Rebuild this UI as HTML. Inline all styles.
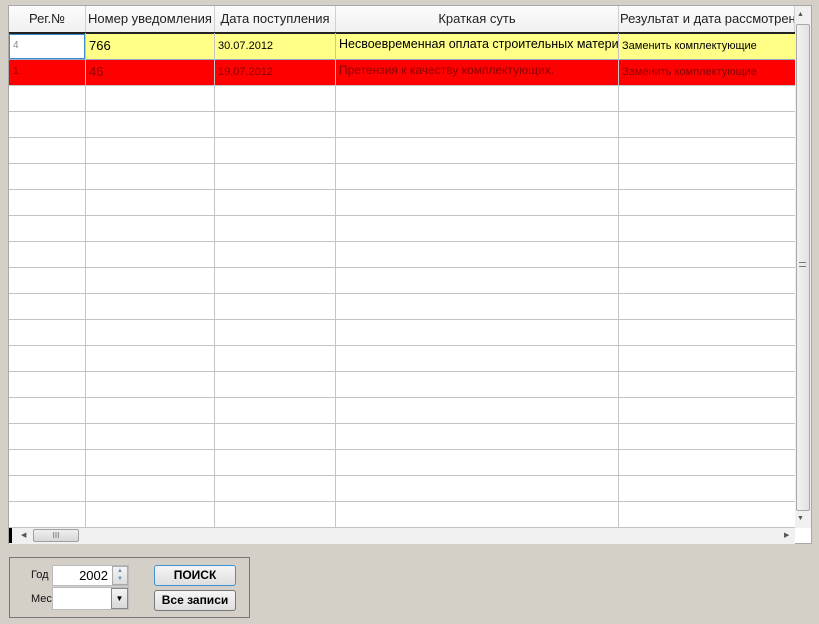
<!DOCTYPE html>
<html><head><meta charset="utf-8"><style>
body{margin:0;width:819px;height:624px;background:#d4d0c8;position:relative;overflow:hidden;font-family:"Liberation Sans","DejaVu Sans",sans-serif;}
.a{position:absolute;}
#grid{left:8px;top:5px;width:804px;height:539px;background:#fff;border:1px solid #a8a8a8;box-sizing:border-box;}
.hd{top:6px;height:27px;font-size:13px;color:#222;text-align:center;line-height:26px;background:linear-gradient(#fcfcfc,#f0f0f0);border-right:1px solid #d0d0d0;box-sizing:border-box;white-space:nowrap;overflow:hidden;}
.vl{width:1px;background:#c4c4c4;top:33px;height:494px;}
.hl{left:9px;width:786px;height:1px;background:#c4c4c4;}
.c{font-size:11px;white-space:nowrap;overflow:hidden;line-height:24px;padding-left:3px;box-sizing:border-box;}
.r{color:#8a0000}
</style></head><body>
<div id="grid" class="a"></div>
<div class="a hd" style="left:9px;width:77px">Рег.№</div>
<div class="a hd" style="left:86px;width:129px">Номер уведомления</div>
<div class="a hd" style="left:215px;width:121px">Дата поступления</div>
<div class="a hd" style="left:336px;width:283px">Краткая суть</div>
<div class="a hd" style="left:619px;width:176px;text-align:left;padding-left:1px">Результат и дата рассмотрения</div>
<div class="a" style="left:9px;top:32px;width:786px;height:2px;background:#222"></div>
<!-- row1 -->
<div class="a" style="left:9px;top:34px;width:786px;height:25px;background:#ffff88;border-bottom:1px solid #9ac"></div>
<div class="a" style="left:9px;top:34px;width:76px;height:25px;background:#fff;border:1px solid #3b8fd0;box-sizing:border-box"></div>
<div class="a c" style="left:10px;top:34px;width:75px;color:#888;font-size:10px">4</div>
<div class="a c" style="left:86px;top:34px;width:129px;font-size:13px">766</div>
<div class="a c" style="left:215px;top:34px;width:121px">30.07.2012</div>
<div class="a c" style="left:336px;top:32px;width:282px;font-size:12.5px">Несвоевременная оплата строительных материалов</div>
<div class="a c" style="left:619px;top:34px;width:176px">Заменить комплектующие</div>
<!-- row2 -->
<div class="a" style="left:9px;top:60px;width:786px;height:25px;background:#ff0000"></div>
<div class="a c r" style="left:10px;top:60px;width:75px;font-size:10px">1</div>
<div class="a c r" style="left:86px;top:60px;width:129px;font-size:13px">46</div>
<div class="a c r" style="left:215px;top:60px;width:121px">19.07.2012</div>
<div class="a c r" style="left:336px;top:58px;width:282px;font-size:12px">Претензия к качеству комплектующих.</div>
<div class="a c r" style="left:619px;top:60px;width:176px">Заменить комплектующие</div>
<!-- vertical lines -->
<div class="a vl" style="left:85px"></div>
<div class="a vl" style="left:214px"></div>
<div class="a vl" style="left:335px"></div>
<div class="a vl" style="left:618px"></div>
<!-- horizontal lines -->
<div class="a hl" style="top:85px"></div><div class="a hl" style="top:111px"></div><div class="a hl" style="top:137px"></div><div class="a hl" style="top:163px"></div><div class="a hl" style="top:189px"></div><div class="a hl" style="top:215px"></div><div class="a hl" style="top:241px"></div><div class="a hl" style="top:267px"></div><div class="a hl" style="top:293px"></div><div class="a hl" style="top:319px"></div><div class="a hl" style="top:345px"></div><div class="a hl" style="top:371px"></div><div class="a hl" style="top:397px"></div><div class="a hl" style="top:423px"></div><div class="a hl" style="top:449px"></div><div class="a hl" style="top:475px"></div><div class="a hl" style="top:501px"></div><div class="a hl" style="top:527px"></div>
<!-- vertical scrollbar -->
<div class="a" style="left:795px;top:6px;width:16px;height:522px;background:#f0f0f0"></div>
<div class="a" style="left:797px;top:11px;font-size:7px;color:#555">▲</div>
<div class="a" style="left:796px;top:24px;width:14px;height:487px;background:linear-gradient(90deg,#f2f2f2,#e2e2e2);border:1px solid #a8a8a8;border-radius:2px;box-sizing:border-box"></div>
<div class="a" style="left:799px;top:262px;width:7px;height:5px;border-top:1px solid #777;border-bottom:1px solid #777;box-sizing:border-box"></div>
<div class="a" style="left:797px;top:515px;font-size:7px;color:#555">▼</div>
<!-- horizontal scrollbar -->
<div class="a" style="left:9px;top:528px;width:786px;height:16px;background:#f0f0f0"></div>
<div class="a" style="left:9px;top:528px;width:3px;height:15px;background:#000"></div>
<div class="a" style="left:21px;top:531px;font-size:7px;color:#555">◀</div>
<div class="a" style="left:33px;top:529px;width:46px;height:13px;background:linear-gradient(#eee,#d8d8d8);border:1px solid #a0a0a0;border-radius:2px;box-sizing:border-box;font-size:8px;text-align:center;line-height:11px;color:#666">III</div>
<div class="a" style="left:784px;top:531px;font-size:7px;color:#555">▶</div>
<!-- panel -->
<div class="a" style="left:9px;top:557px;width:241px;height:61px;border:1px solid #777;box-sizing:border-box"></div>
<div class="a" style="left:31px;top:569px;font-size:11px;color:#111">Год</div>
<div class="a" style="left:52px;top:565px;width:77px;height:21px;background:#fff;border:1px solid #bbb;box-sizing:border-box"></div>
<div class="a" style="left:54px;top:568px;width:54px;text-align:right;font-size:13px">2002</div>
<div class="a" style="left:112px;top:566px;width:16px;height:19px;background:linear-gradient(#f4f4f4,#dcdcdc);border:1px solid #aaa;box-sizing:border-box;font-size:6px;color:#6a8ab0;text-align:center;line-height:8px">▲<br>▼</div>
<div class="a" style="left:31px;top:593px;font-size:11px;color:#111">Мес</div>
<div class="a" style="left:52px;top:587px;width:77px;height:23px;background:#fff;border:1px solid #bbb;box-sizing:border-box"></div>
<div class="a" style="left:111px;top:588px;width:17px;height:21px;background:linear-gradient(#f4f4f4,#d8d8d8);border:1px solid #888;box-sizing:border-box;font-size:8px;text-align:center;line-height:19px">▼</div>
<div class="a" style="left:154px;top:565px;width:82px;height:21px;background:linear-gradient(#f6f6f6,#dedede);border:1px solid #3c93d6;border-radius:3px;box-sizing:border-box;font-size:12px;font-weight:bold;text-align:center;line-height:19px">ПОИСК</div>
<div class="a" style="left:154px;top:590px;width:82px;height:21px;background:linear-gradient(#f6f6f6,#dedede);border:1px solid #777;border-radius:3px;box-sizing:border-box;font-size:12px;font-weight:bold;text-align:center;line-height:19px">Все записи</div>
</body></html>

::::::

Omit every picture, then repeat the remaining data exactly as it appears above.

Written response
Rebuild this UI as HTML. Inline all styles.
<!DOCTYPE html>
<html><head><meta charset="utf-8"><style>
body{margin:0;width:819px;height:624px;background:#d4d0c8;position:relative;overflow:hidden;font-family:"Liberation Sans","DejaVu Sans",sans-serif;}
.a{position:absolute;}
#grid{left:8px;top:5px;width:804px;height:539px;background:#fff;border:1px solid #a8a8a8;box-sizing:border-box;}
.hd{top:6px;height:27px;font-size:13px;color:#222;text-align:center;line-height:26px;background:linear-gradient(#fcfcfc,#f0f0f0);border-right:1px solid #d0d0d0;box-sizing:border-box;white-space:nowrap;overflow:hidden;}
.vl{width:1px;background:#c4c4c4;top:33px;height:494px;}
.hl{left:9px;width:786px;height:1px;background:#c4c4c4;}
.c{font-size:11px;white-space:nowrap;overflow:hidden;line-height:24px;padding-left:3px;box-sizing:border-box;}
.r{color:#8a0000}
</style></head><body>
<div id="grid" class="a"></div>
<div class="a hd" style="left:9px;width:77px">Рег.№</div>
<div class="a hd" style="left:86px;width:129px">Номер уведомления</div>
<div class="a hd" style="left:215px;width:121px">Дата поступления</div>
<div class="a hd" style="left:336px;width:283px">Краткая суть</div>
<div class="a hd" style="left:619px;width:176px;text-align:left;padding-left:1px">Результат и дата рассмотрения</div>
<div class="a" style="left:9px;top:32px;width:786px;height:2px;background:#222"></div>
<!-- row1 -->
<div class="a" style="left:9px;top:34px;width:786px;height:25px;background:#ffff88;border-bottom:1px solid #9ac"></div>
<div class="a" style="left:9px;top:34px;width:76px;height:25px;background:#fff;border:1px solid #3b8fd0;box-sizing:border-box"></div>
<div class="a c" style="left:10px;top:34px;width:75px;color:#888;font-size:10px">4</div>
<div class="a c" style="left:86px;top:34px;width:129px;font-size:13px">766</div>
<div class="a c" style="left:215px;top:34px;width:121px">30.07.2012</div>
<div class="a c" style="left:336px;top:32px;width:282px;font-size:12.5px">Несвоевременная оплата строительных материалов</div>
<div class="a c" style="left:619px;top:34px;width:176px">Заменить комплектующие</div>
<!-- row2 -->
<div class="a" style="left:9px;top:60px;width:786px;height:25px;background:#ff0000"></div>
<div class="a c r" style="left:10px;top:60px;width:75px;font-size:10px">1</div>
<div class="a c r" style="left:86px;top:60px;width:129px;font-size:13px">46</div>
<div class="a c r" style="left:215px;top:60px;width:121px">19.07.2012</div>
<div class="a c r" style="left:336px;top:58px;width:282px;font-size:12px">Претензия к качеству комплектующих.</div>
<div class="a c r" style="left:619px;top:60px;width:176px">Заменить комплектующие</div>
<!-- vertical lines -->
<div class="a vl" style="left:85px"></div>
<div class="a vl" style="left:214px"></div>
<div class="a vl" style="left:335px"></div>
<div class="a vl" style="left:618px"></div>
<!-- horizontal lines -->
<div class="a hl" style="top:85px"></div><div class="a hl" style="top:111px"></div><div class="a hl" style="top:137px"></div><div class="a hl" style="top:163px"></div><div class="a hl" style="top:189px"></div><div class="a hl" style="top:215px"></div><div class="a hl" style="top:241px"></div><div class="a hl" style="top:267px"></div><div class="a hl" style="top:293px"></div><div class="a hl" style="top:319px"></div><div class="a hl" style="top:345px"></div><div class="a hl" style="top:371px"></div><div class="a hl" style="top:397px"></div><div class="a hl" style="top:423px"></div><div class="a hl" style="top:449px"></div><div class="a hl" style="top:475px"></div><div class="a hl" style="top:501px"></div><div class="a hl" style="top:527px"></div>
<!-- vertical scrollbar -->
<div class="a" style="left:795px;top:6px;width:16px;height:522px;background:#f0f0f0"></div>
<div class="a" style="left:797px;top:11px;font-size:7px;color:#555">▲</div>
<div class="a" style="left:796px;top:24px;width:14px;height:487px;background:linear-gradient(90deg,#f2f2f2,#e2e2e2);border:1px solid #a8a8a8;border-radius:2px;box-sizing:border-box"></div>
<div class="a" style="left:799px;top:262px;width:7px;height:5px;border-top:1px solid #777;border-bottom:1px solid #777;box-sizing:border-box"></div>
<div class="a" style="left:797px;top:515px;font-size:7px;color:#555">▼</div>
<!-- horizontal scrollbar -->
<div class="a" style="left:9px;top:528px;width:786px;height:16px;background:#f0f0f0"></div>
<div class="a" style="left:9px;top:528px;width:3px;height:15px;background:#000"></div>
<div class="a" style="left:21px;top:531px;font-size:7px;color:#555">◀</div>
<div class="a" style="left:33px;top:529px;width:46px;height:13px;background:linear-gradient(#eee,#d8d8d8);border:1px solid #a0a0a0;border-radius:2px;box-sizing:border-box;font-size:8px;text-align:center;line-height:11px;color:#666">III</div>
<div class="a" style="left:784px;top:531px;font-size:7px;color:#555">▶</div>
<!-- panel -->
<div class="a" style="left:9px;top:557px;width:241px;height:61px;border:1px solid #777;box-sizing:border-box"></div>
<div class="a" style="left:31px;top:569px;font-size:11px;color:#111">Год</div>
<div class="a" style="left:52px;top:565px;width:77px;height:21px;background:#fff;border:1px solid #bbb;box-sizing:border-box"></div>
<div class="a" style="left:54px;top:568px;width:54px;text-align:right;font-size:13px">2002</div>
<div class="a" style="left:112px;top:566px;width:16px;height:19px;background:linear-gradient(#f4f4f4,#dcdcdc);border:1px solid #aaa;box-sizing:border-box;font-size:6px;color:#6a8ab0;text-align:center;line-height:8px">▲<br>▼</div>
<div class="a" style="left:31px;top:593px;font-size:11px;color:#111">Мес</div>
<div class="a" style="left:52px;top:587px;width:77px;height:23px;background:#fff;border:1px solid #bbb;box-sizing:border-box"></div>
<div class="a" style="left:111px;top:588px;width:17px;height:21px;background:linear-gradient(#f4f4f4,#d8d8d8);border:1px solid #888;box-sizing:border-box;font-size:8px;text-align:center;line-height:19px">▼</div>
<div class="a" style="left:154px;top:565px;width:82px;height:21px;background:linear-gradient(#f6f6f6,#dedede);border:1px solid #3c93d6;border-radius:3px;box-sizing:border-box;font-size:12px;font-weight:bold;text-align:center;line-height:19px">ПОИСК</div>
<div class="a" style="left:154px;top:590px;width:82px;height:21px;background:linear-gradient(#f6f6f6,#dedede);border:1px solid #777;border-radius:3px;box-sizing:border-box;font-size:12px;font-weight:bold;text-align:center;line-height:19px">Все записи</div>
</body></html>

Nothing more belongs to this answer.